In Italia erano stati effettuati soltanto tentativi di svuotamento delle cisti ovariche con l'uso di un grosso trequarti da parte di G. B. Monteggia all'ospedale Maggiore di Milano. Nel 1815 fu proprio l'E., senza peraltro aver notizie delle esperienze statunitensi, a compiere per primo l'intervento che, coronato dal successo, doveva risultare la prima ovariotomia eseguita in Europa.
Il Testi ricorda anche un altro intervento importante compiuto dall'E. in Urbino, l'asportazione di un tumore (verosimilmente addominale) di dodici libbre e mezza.
Fonti e Bibl.: P. Morini, Descrizione di un caso di ostetricia, Faenza 1824, pp.

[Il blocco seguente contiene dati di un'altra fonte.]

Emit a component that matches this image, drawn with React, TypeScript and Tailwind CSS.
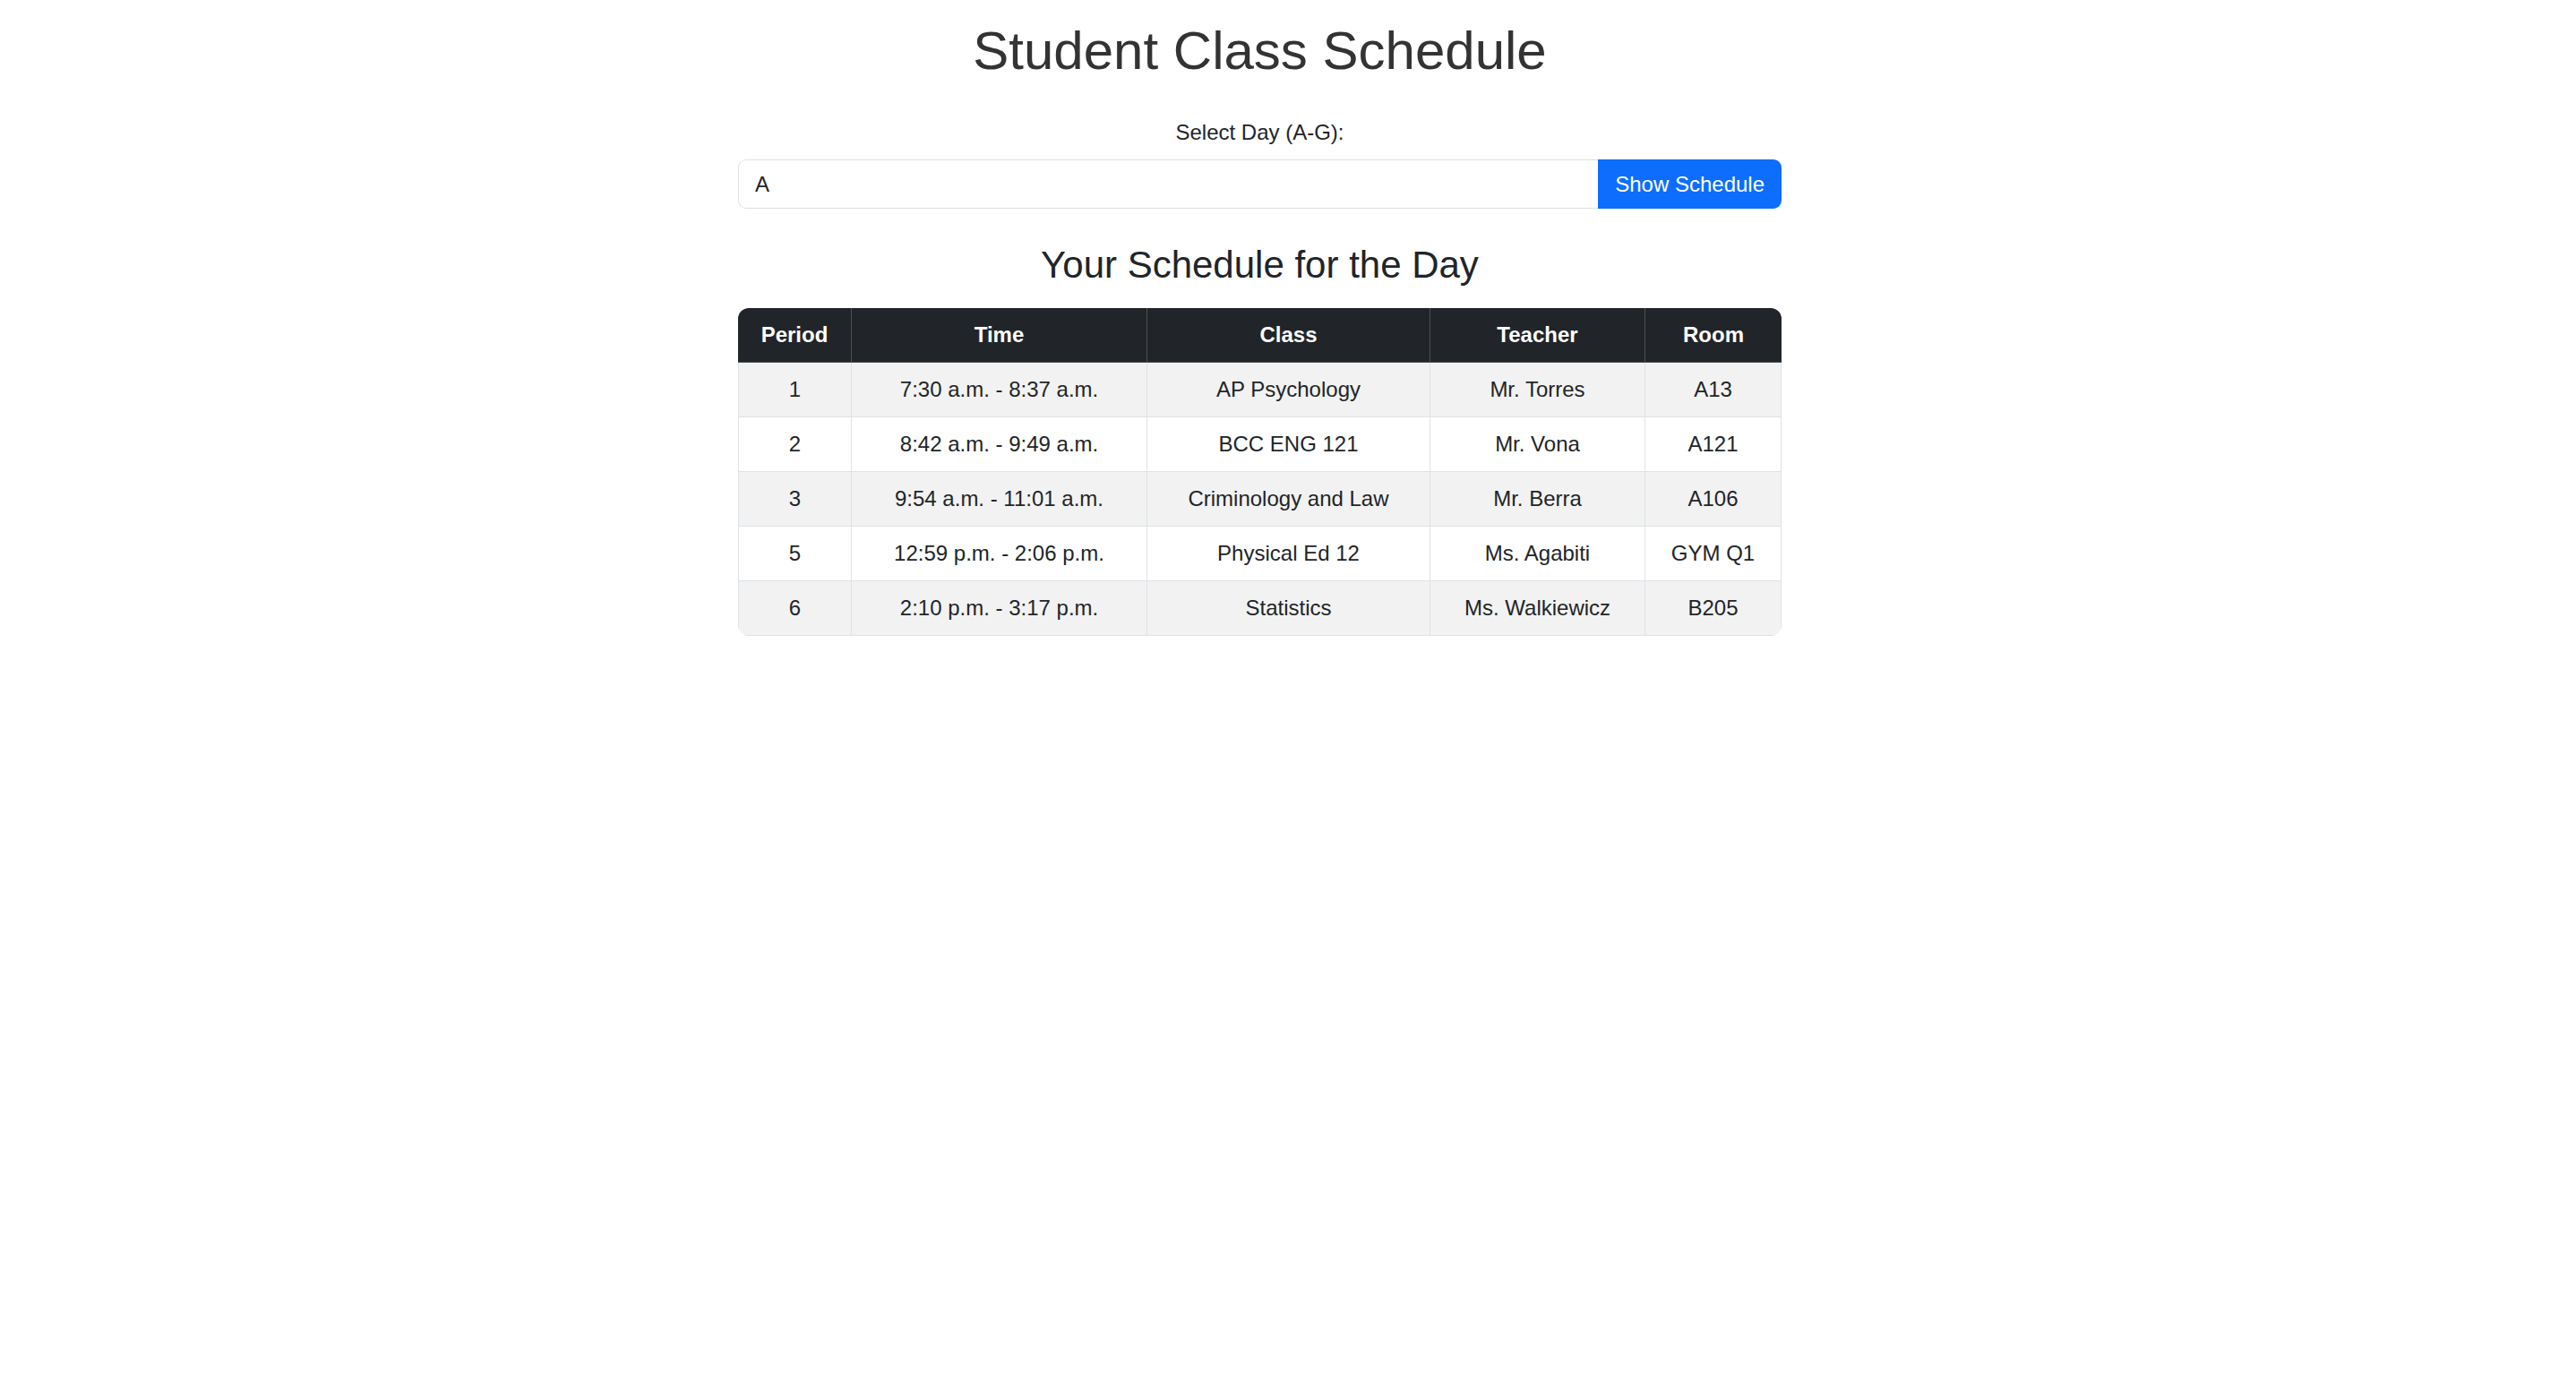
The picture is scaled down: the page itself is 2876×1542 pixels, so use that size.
export default function App() {
  const rows = [
    { period: "1", time: "7:30 a.m. - 8:37 a.m.", cls: "AP Psychology", teacher: "Mr. Torres", room: "A13" },
    { period: "2", time: "8:42 a.m. - 9:49 a.m.", cls: "BCC ENG 121", teacher: "Mr. Vona", room: "A121" },
    { period: "3", time: "9:54 a.m. - 11:01 a.m.", cls: "Criminology and Law", teacher: "Mr. Berra", room: "A106" },
    { period: "5", time: "12:59 p.m. - 2:06 p.m.", cls: "Physical Ed 12", teacher: "Ms. Agabiti", room: "GYM Q1" },
    { period: "6", time: "2:10 p.m. - 3:17 p.m.", cls: "Statistics", teacher: "Ms. Walkiewicz", room: "B205" },
  ];
  const heads = ["Period", "Time", "Class", "Teacher", "Room"];

  return (
    <div className="min-h-screen bg-white pr-[63px] font-['Liberation_Sans',Arial,sans-serif] text-[#212529]">
      <div className="mx-auto w-[1165px] pt-[21px]">
        <h1 className="text-center text-[60px] leading-[72px] text-[#333]">Student Class Schedule</h1>

        <label className="mt-[37px] block text-center text-[24px] leading-[36px]">Select Day (A-G):</label>

        <div className="mt-[12px] flex h-[55px]">
          <input
            defaultValue="A"
            className="flex-1 rounded-l-[9px] border border-r-0 border-[#dee2e6] px-[18px] text-[24px] text-[#212529] outline-none"
          />
          <button className="rounded-r-[9px] bg-[#0d6efd] px-[19px] text-[24px] text-white">Show Schedule</button>
        </div>

        <h2 className="mt-[38px] text-center text-[42px] leading-[50px]">Your Schedule for the Day</h2>

        <div className="mt-[23px] overflow-hidden rounded-[12px]">
          <table className="w-full table-fixed border-separate border-spacing-0 text-center text-[24px]">
            <colgroup>
              <col className="w-[127px]" />
              <col className="w-[330px]" />
              <col className="w-[316px]" />
              <col className="w-[240px]" />
              <col className="w-[152px]" />
            </colgroup>
            <thead>
              <tr className="bg-[#212529] text-white">
                {heads.map((h, i) => (
                  <th
                    key={h}
                    className={`h-[61px] border-b border-[#4d5154] font-bold ${i < 4 ? "border-r" : ""}`}
                  >
                    {h}
                  </th>
                ))}
              </tr>
            </thead>
            <tbody>
              {rows.map((r, ri) => {
                const cells = [r.period, r.time, r.cls, r.teacher, r.room];
                return (
                  <tr key={ri} className={ri % 2 === 0 ? "bg-[#f2f2f2]" : "bg-white"}>
                    {cells.map((c, ci) => (
                      <td
                        key={ci}
                        className={`h-[61px] border-b border-[#dee2e6] ${ci === 0 ? "border-l" : ""} border-r`}
                      >
                        {c}
                      </td>
                    ))}
                  </tr>
                );
              })}
            </tbody>
          </table>
        </div>
      </div>
    </div>
  );
}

XV-XIX; F. Pasolini Dall'Onda, Sonetto CXXXII In lode del sig. d. G. E. chirurgo comprimario, ed ostetrico in Faenza sua patria, il quale con molta perizia, e destrezza operò la consorte dell'autore nel detto triste incontro, in Sonetti…, Faenza 1832; E. Emiliani, Storia della estirpazione di una ovaia, in Bullettino delle scienze mediche della Soc. med-chir. di Bologna, s. 3, IV (1843), pp. 332-337; F. Lanzoni, Orazione funebre in lode di monsignor Achille Emiliani, Faenza 1884; D. Giordano, Compendio di chirurgia operatoria, Torino 1911, ad Ind.; Id., Sguardo alla chirurgia italiana dalla Roma dei littori a quella del littorio, in Id., Scritti e discorsi, Milano 1930, p. 367; F. Serantini, Il primo ovariotomista in Europa: il chirurgo faentino G. E. e i suoi tempi, in Il Plauto. Rassegna mensile d'Illustrazione romagnola, XII (1931), pp. 52 s.; A. Testi, Il primo ovariotomista in Europa G. E. faentino, Faenza 1931, p. 61; A. Castiglioni, Storia della medicina, Verona 1948, II, p. 610; Encicl. medica italiana, s. 2, III, 1, pp. 876-931; Encicl. Ital., XIII, p. 913.